Lament of a lifelong Bears fan
What does a Chicago native do when her adopted city has Packermania?
While growing up on the South Side of Chicago in the 1950s and ’60s, my brain was neurologically encoded with an intense passion for the Chicago Bears and White Sox. As a little girl, I’d sit shotgun in my father’s taxicab and listen to the games on the radio. I watched, listened, and absorbed every emotion exchanged between my father and his passengers—their cheers, rants, moans and groans: about a coach, a player and, of course, every loss. It was music to my ears—and soul.
Unlike Californians, we had no mountains to hike, camp or ski in. We had no ocean to surf in or watch a beautiful sunset from. But we had our sports teams! Come September, we’d be resigned to another forgetful season of the White Sox—but now we had: Da Bears!
Running backs and middle linebackers were our claim to fame. What else could you do with a football, in sleet and hail and blizzards? Gayle Sayers and Dick Butkus represented our great “City with Broad Shoulders” as no one else could. They gave us excitement and thrills, regardless of the outcome. We lived for every Sunday from September to December. And then moved on. Hope springs eternal, I suppose.
So living in Chico right now is beyond anything I’d expect you newbie Packers fans to understand.

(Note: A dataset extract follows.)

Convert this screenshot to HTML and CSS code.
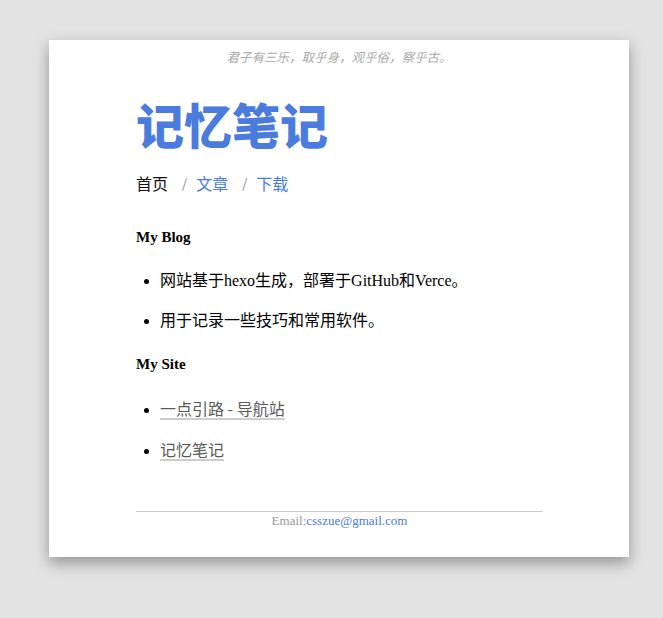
FILE: index.html
```html
<!DOCTYPE html>
<html lang="zh-CN">
<head>
<meta charset="utf-8">
<title>记忆笔记</title>
<link rel="stylesheet" href="styles.css">
</head>
<body>
<div class="page">
  <div class="card">
    <p class="motto">君子有三乐，取乎身，观乎俗，察乎古。</p>
    <div class="content">
      <h1 class="title">记忆笔记</h1>
      <nav class="nav">
        <span class="nav-current">首页</span>
        <span class="sep">/</span>
        <a class="nav-link" href="#">文章</a>
        <span class="sep">/</span>
        <a class="nav-link" href="#">下载</a>
      </nav>
      <h3 class="section">My Blog</h3>
      <ul class="list list-first">
        <li>网站基于hexo生成，部署于GitHub和Verce。</li>
        <li>用于记录一些技巧和常用软件。</li>
      </ul>
      <h3 class="section section-second">My Site</h3>
      <ul class="list list-second">
        <li><a class="site-link" href="#">一点引路 - 导航站</a></li>
        <li><a class="site-link" href="#">记忆笔记</a></li>
      </ul>
      <footer class="footer">
        <span class="footer-label">Email:</span><a class="footer-mail" href="#">csszue@gmail.com</a>
      </footer>
    </div>
  </div>
</div>
</body>
</html>
```

FILE: styles.css
```css
html, body {
  margin: 0;
  padding: 0;
}
body {
  background: #e3e3e3;
  font-family: "Liberation Serif", "Noto Sans CJK SC", serif;
  color: #000;
  height: 618px;
  overflow: hidden;
}
.page {
  padding: 40px 0 0 49px;
}
.card {
  width: 580px;
  height: 517px;
  background: #fff;
  box-shadow: 0 6px 14px rgba(0, 0, 0, 0.35);
  box-sizing: border-box;
  padding-top: 9px;
}
.motto {
  margin: 0;
  text-align: center;
  font-family: "Noto Sans CJK SC", sans-serif;
  font-style: italic;
  font-size: 12.5px;
  line-height: 16px;
  color: #a9a9a9;
}
.content {
  margin: 0 86px 0 87px;
}
.title {
  margin: 30px 0 0 0;
  font-family: "Noto Sans CJK SC", sans-serif;
  font-weight: 900;
  font-size: 48px;
  line-height: 56px;
  color: #4a7bdd;
}
.nav {
  margin-top: 21px;
  font-family: "Noto Sans CJK SC", sans-serif;
  font-size: 16px;
  line-height: 22px;
  display: flex;
  align-items: center;
}
.nav-current {
  color: #111;
}
.sep {
  color: #888;
  font-size: 13px;
  margin: 0 9px 0 14px;
}
.nav-link {
  color: #4a7bdd;
  text-decoration: none;
}
.section {
  margin: 33px 0 0 0;
  font-size: 15px;
  line-height: 20px;
  font-weight: bold;
}
.list {
  margin: 0;
  padding-left: 24px;
  font-size: 16px;
  line-height: 20px;
}
.list-first {
  margin-top: 24px;
}
.list li + li {
  margin-top: 20px;
}
.section-second {
  margin-top: 23px;
}
.list-second {
  margin-top: 24px;
}
.list-second li + li {
  margin-top: 19px;
}
.site-link {
  color: #5a5a5a;
  font-family: "Noto Sans CJK SC", sans-serif;
  text-decoration: underline;
  text-decoration-color: #cccccc;
  text-decoration-thickness: 2px;
  text-underline-offset: 3px;
}
.footer {
  margin-top: 50px;
  border-top: 1px solid #cccccc;
  text-align: center;
  font-size: 13px;
  line-height: 18px;
  padding-top: 0;
}
.footer-label {
  color: #999;
}
.footer-mail {
  color: #4a7bdd;
  text-decoration: none;
}
```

You’ve had your thrills with Montana and Rice. And now you’ve got your hometown man to cheer for. And I probably would too, living here more than 35 years, and knowing many people with close ties to the Rodgers family.
But! He’s a Packer! A Cheesehead! The Bears’ biggest rival, from the time my grandfather was making bathtub gin on the west side of Chicago! When Aaron wasn’t drafted by the 49ers, but instead went to the Green and Yellow, my heart was pulled out of me. My sons were in shock. Words unbecoming mankind laced the telephone conversations between me and every member of my huge, extended family in Chicago. My husband could only shake his head and try to soothe us all.
“It’s just six weeks to spring training,” my cousin told me yesterday. “Yes, Allan, but at least you’ve got an entire city you can mourn with.” Me? I’m stuck in this depressing twilight zone. No cab to ride in with my father. No Joy in Mudville. My Bears went into hibernation much too early, and I will too. And then I’ll try to move on. Again.